When we think about our place in Te Awakairangi, Lower Hutt, how do we see ourselves?
Between 1988 and 1989, photographer Ans Westra undertook a residency with The Dowse that enabled her to roam the streets of Te Awakairangi between the city centre, Petone and Naenae and take photos to capture a sense of our communities here.
Three decades after these images were made, Ans Westra’s photographs are like a time capsule and a beautiful record of how local people and places both have and haven’t changed. Even though our suburbs are still relatively young, these images show us how a history has already accumulated here that contributes to who we are.
In 1991, photographs from this residency were exhibited at The Dowse and purchased for our collection. In Time Capsule: Ans Westra in the Hutt we will be showing some of these images together again, as well as a new selection focussing on Naenae at Coco Pop Up Community Space and as billboards in the spots they were originally taken.
Ans Westra was a pioneer of documentary photography in New Zealand and one of the very first women to work in this genre here. Born in Leiden, Holland, in 1936, she completed a Diploma in Textile Arts at Industrieschool voor Meisjes, Rotterdam. Westra immigrated to New Zealand in 1957 and became a self-taught, full-time photographer in the early '60s, shooting to national attention shortly after with images she took of Māori in a School Bulletin publication called Washday at the Pa.

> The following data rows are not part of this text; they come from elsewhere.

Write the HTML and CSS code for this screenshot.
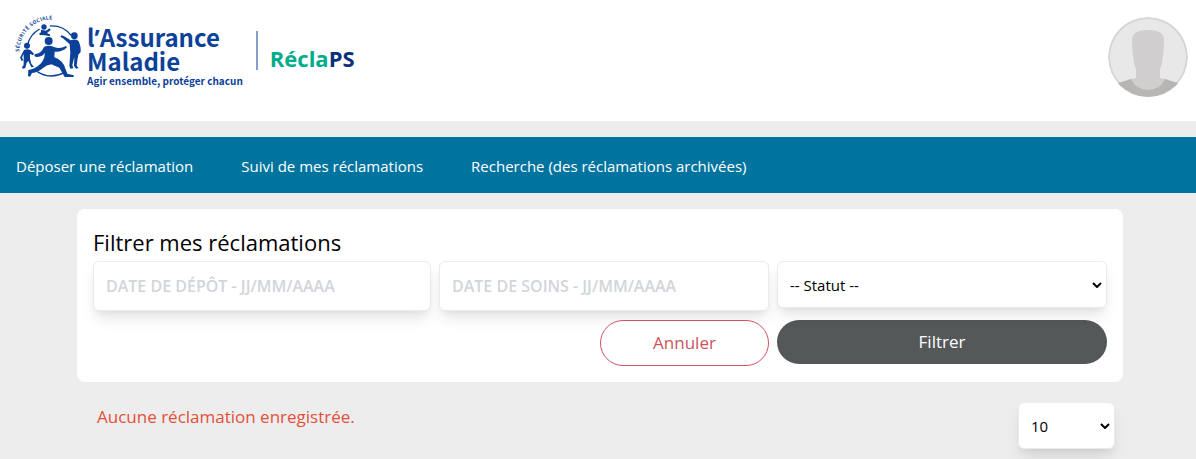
FILE: index.html
```
<!DOCTYPE html>
<html lang="fr">
<head>
  <meta charset="UTF-8" />
  <meta name="viewport" content="width=device-width, initial-scale=1.0" />
  <title>RéclaPS</title>
  <link rel="stylesheet" href="styles.css">
</head>
<body>
  <header class="header">
    <a href="#" class="brand">
      <svg class="brand-logo" viewBox="18 18 216 198" aria-hidden="true">
        <defs>
          <path id="arc" d="M34 132 A97 97 0 0 1 150 36" />
        </defs>
        <text class="logo-text"><textPath href="#arc">SÉCURITÉ SOCIALE</textPath></text>
        <!-- Ring -->
        <g class="logo-ring">
          <path d="M58 112 A75 75 0 0 1 95 63" />
          <path d="M126 54 A75 75 0 0 1 190 83" />
          <path d="M88 191 A75 75 0 0 0 168 194" />
        </g>
        <g class="logo-fill">
          <!-- Runner in the middle -->
          <circle cx="122" cy="99" r="12" />
          <path d="M108 117 Q122 110 138 117 Q156 124 174 114 L177 118 Q163 133 140 131 L139 148 Q158 154 168 171 L178 197 L197 202 L197 207 L170 207 L154 179 L130 169 Q116 171 104 181 Q91 193 72 195 L66 206 L60 204 L61 186 Q83 182 94 170 Q109 159 111 134 Q103 147 84 147 L79 143 L81 138 Q98 139 108 117 Z" />
          <!-- Child on the left -->
          <circle cx="57" cy="113" r="9" />
          <path d="M48 126 Q57 121 67 126 L78 137 L75 142 L66 137 L66 152 L70 167 L78 177 L70 178 L61 159 L56 164 L52 180 L44 182 L42 178 L47 171 L47 138 L42 149 L46 157 L41 159 L36 149 Z" />
          <!-- Baby at the top -->
          <circle cx="108" cy="57" r="8" />
          <path d="M99 65 L114 68 L125 61 L128 66 L117 75 L127 80 L125 85 L111 82 L95 81 L94 76 L99 73 Z" />
          <!-- Adult on the right -->
          <circle cx="199" cy="83" r="10" />
          <path d="M188 97 Q200 91 211 98 Q219 112 218 132 L211 140 L208 157 L206 173 L212 180 L204 182 L198 174 L199 146 L193 171 L196 181 L187 182 L184 173 L187 134 L185 109 L164 90 L157 87 L160 82 L167 84 Z" />
        </g>
      </svg>
      <span class="brand-text">
        <span class="brand-name">l<span class="brand-quote">’</span>Assurance<br>Maladie</span>
        <span class="brand-baseline">Agir ensemble, protéger chacun</span>
      </span>
      <span class="brand-app">Récla<span class="brand-app-ps">PS</span></span>
    </a>
    <button type="button" class="avatar" aria-label="Mon compte">
      <svg viewBox="0 0 80 80" aria-hidden="true">
        <clipPath id="round"><circle cx="40" cy="40" r="40" /></clipPath>
        <g clip-path="url(#round)">
          <circle cx="40" cy="40" r="40" fill="#d5d5d5" />
          <circle cx="40" cy="40" r="38" fill="#e8e8e8" />
          <path d="M0 80 V70 L10 66 L23 62 H57 L70 66 L80 70 V80 Z" fill="#b7b6b5" />
          <path d="M28 52 L26 46 Q24 35 24 22 Q25 13 40 13 Q55 13 56 22 Q56 35 54 46 L52 52 V61 L57 62 Q52 73 40 73 Q28 73 23 62 L28 61 Z" fill="#d0cece" />
        </g>
      </svg>
    </button>
  </header>

  <nav class="nav">
    <a href="#">Déposer une réclamation</a>
    <a href="#">Suivi de mes réclamations</a>
    <a href="#">Recherche (des réclamations archivées)</a>
  </nav>

  <main class="content">
    <form class="filter">
      <h1>Filtrer mes réclamations</h1>
      <div class="filter-row">
        <input type="text" class="field" placeholder="DATE DE DÉPÔT - JJ/MM/AAAA" aria-label="Date de dépôt">
        <input type="text" class="field" placeholder="DATE DE SOINS - JJ/MM/AAAA" aria-label="Date de soins">
        <div class="select">
          <select aria-label="Statut">
            <option>-- Statut --</option>
          </select>
          <svg class="chevron" viewBox="0 0 10 6" aria-hidden="true"><path d="M1 1 L5 5 L9 1" /></svg>
        </div>
      </div>
      <div class="filter-actions">
        <button type="reset" class="btn btn-cancel">Annuler</button>
        <button type="button" class="btn btn-submit">Filtrer</button>
      </div>
    </form>

    <div class="results">
      <p class="message">Aucune réclamation enregistrée.</p>
      <div class="select select-small">
        <select aria-label="Nombre de réclamations par page">
          <option>10</option>
        </select>
        <svg class="chevron" viewBox="0 0 10 6" aria-hidden="true"><path d="M1 1 L5 5 L9 1" /></svg>
      </div>
    </div>
  </main>
</body>
</html>
```
FILE: styles.css
```
* {
  box-sizing: border-box;
}
body {
  font-family: "Segoe UI", "Open Sans", "Noto Sans", sans-serif;
  font-size: 15px;
  line-height: 24px;
  margin: 0;
  background: #ededed;
  color: #000;
}
input, select, button {
  font: inherit;
}
.header {
  display: flex;
  justify-content: space-between;
  align-items: flex-start;
  padding: 14px 8px 24px 14px;
  background: #fff;
}
.brand {
  display: flex;
  color: #0c419a;
  text-decoration: none;
}
.brand-logo {
  width: 72px;
  height: 66px;
}
.logo-text {
  font: 700 15px "Noto Sans CJK SC", sans-serif;
  letter-spacing: 1px;
  fill: #0c419a;
}
.logo-ring {
  fill: none;
  stroke: #0c419a;
  stroke-width: 4;
}
.logo-fill {
  fill: #0c419a;
}
.brand-text {
  display: flex;
  flex-direction: column;
  padding: 11px 13px 0 1px;
  font-family: "Noto Sans CJK SC", "Noto Sans", sans-serif;
}
.brand-name {
  font-size: 24px;
  font-weight: 700;
  line-height: 23px;
}
.brand-quote {
  font-family: "Noto Sans", sans-serif;
}
.brand-baseline {
  font-size: 10px;
  font-weight: 700;
  line-height: 18px;
}
.brand-app {
  align-self: flex-start;
  height: 39px;
  margin-top: 17px;
  padding: 12px 0 0 12px;
  border-left: 2px solid #859fcc;
  font-size: 22px;
  font-weight: 700;
  line-height: 30px;
  color: #00ac8c;
}
.brand-app-ps {
  color: #0a2f7c;
}
.avatar {
  width: 80px;
  height: 80px;
  margin-top: 3px;
  padding: 0;
  border: none;
  border-radius: 50%;
  background: none;
  cursor: pointer;
}
.avatar svg {
  display: block;
}
.nav {
  display: flex;
  gap: 48px;
  margin: 16px 0;
  padding: 17px 16px 15px;
  background: #00749f;
}
.nav a {
  color: #fff;
  text-decoration: none;
}
.content {
  margin: 0 73px 0 77px;
}
.filter {
  padding: 16px;
  background: #fff;
  border-radius: 8px;
}
.filter h1 {
  margin: 0;
  padding-bottom: 2px;
  font-size: 22px;
  font-weight: 400;
  line-height: 34px;
}
.filter-row {
  display: grid;
  grid-template-columns: repeat(3, 1fr);
  align-items: start;
}
.filter-row > * + * {
  margin-left: 8px;
}
.field, .select select {
  min-width: 0;
  padding: 0 12px;
  border: 1px solid #ebebeb;
  border-radius: 6px;
  background: #fff;
  box-shadow: 0 10px 15px -3px rgba(0, 0, 0, 0.1), 0 4px 6px -2px rgba(0, 0, 0, 0.05);
}
.field {
  height: 50px;
}
.field::placeholder {
  color: #d1d5db;
  font-size: 16px;
  font-weight: 600;
  opacity: 1;
}
.select {
  position: relative;
}
.select select {
  display: block;
  width: 100%;
  height: 47px;
  color: #000;
  appearance: none;
}
.chevron {
  position: absolute;
  top: 21px;
  right: 5px;
  width: 10px;
  height: 6px;
  fill: none;
  stroke: #000;
  stroke-width: 2;
  pointer-events: none;
}
.filter-actions {
  display: grid;
  grid-template-columns: repeat(6, 1fr);
  align-items: start;
  margin-top: 9px;
}
.btn {
  border-radius: 23px;
  font-size: 17px;
  cursor: pointer;
}
.btn-cancel {
  grid-column: 4;
  height: 46px;
  border: 1px solid #cd5360;
  background: #fff;
  color: #cd5360;
}
.btn-submit {
  grid-column: 5 / 7;
  height: 44px;
  margin-left: 8px;
  border: none;
  background: #545859;
  color: #fff;
}
.results {
  display: flex;
  justify-content: space-between;
  padding: 20px 8px 10px 20px;
}
.message {
  margin: 3px 0 0;
  font-size: 17px;
  color: #e2503a;
}
.select-small {
  width: 97px;
}
```
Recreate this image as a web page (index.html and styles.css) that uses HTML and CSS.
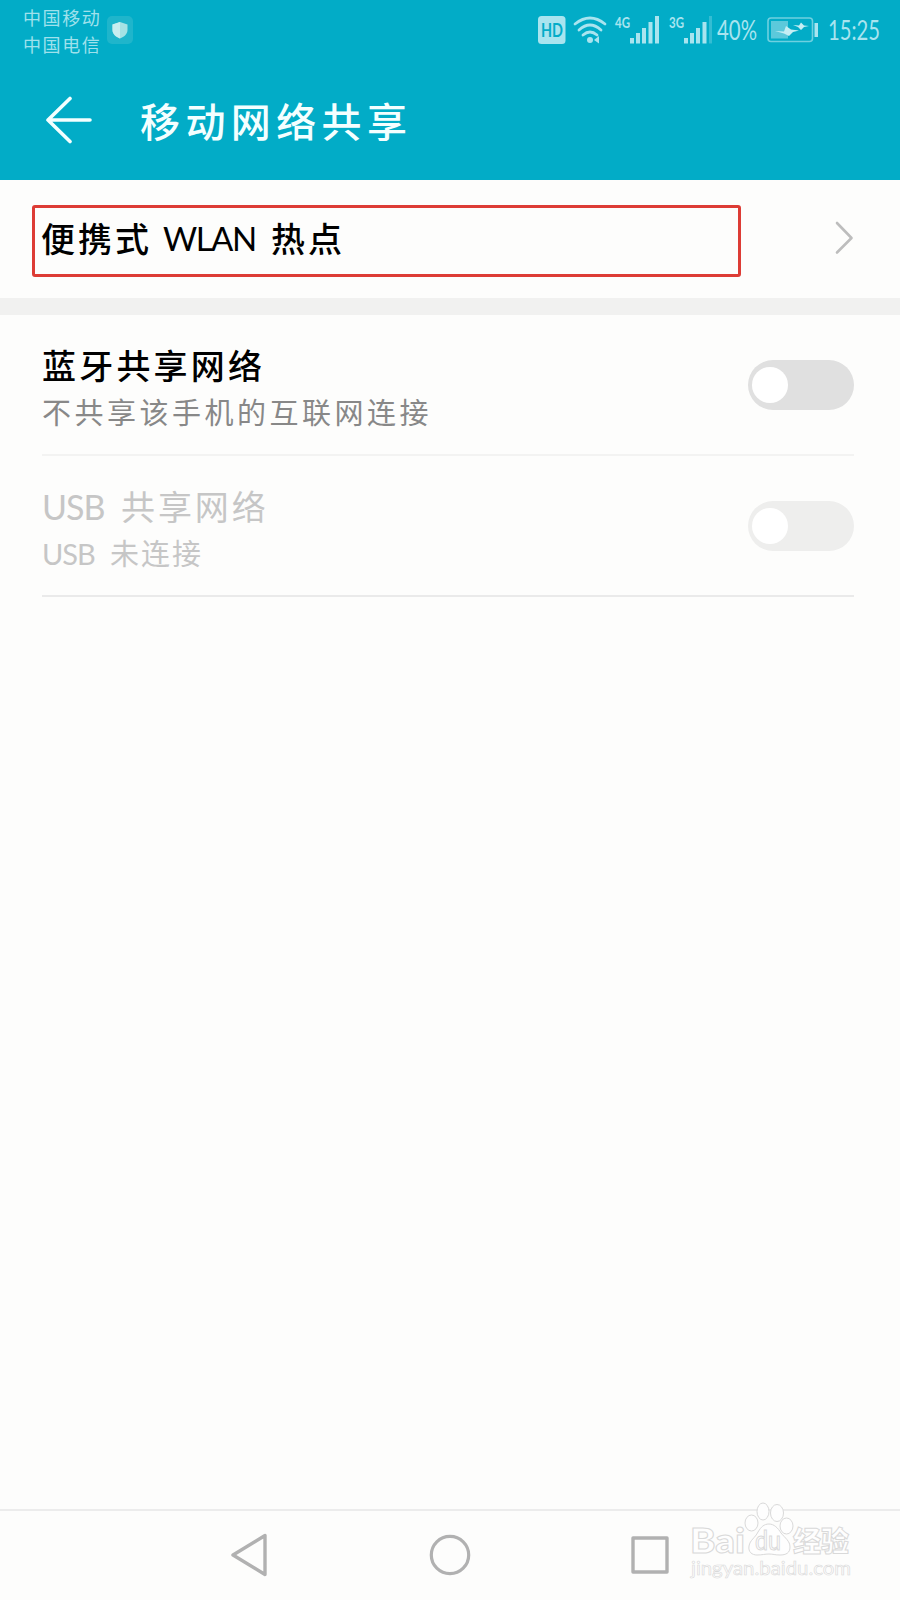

In 1998 Westra was awarded the Companion of the Order of New Zealand Merit for services to photography. A major exhibition of her work curated by Luit Bieringa, Handboek: Ans Westra photographs, opened at the National Library Gallery in 2004 with an accompanying book and film, which went on to tour major centres in New Zealand and the Museum voor Volkenkunde in Leiden. In 2006 a documentary was made about the artist called Ans Westra: Private journeys/public thoughts and in 2007 she became an Arts Foundation of New Zealand Icon artist. In 2015 she received an honorary doctorate from Massey University in recognition of her long-standing contribution to New Zealand’s visual culture.
This project had three parts: photos were displayed at CoCo Pop Up Community Space, Hillary Court, as nine billboards around Naenae, and in an exhibition at The Dowse.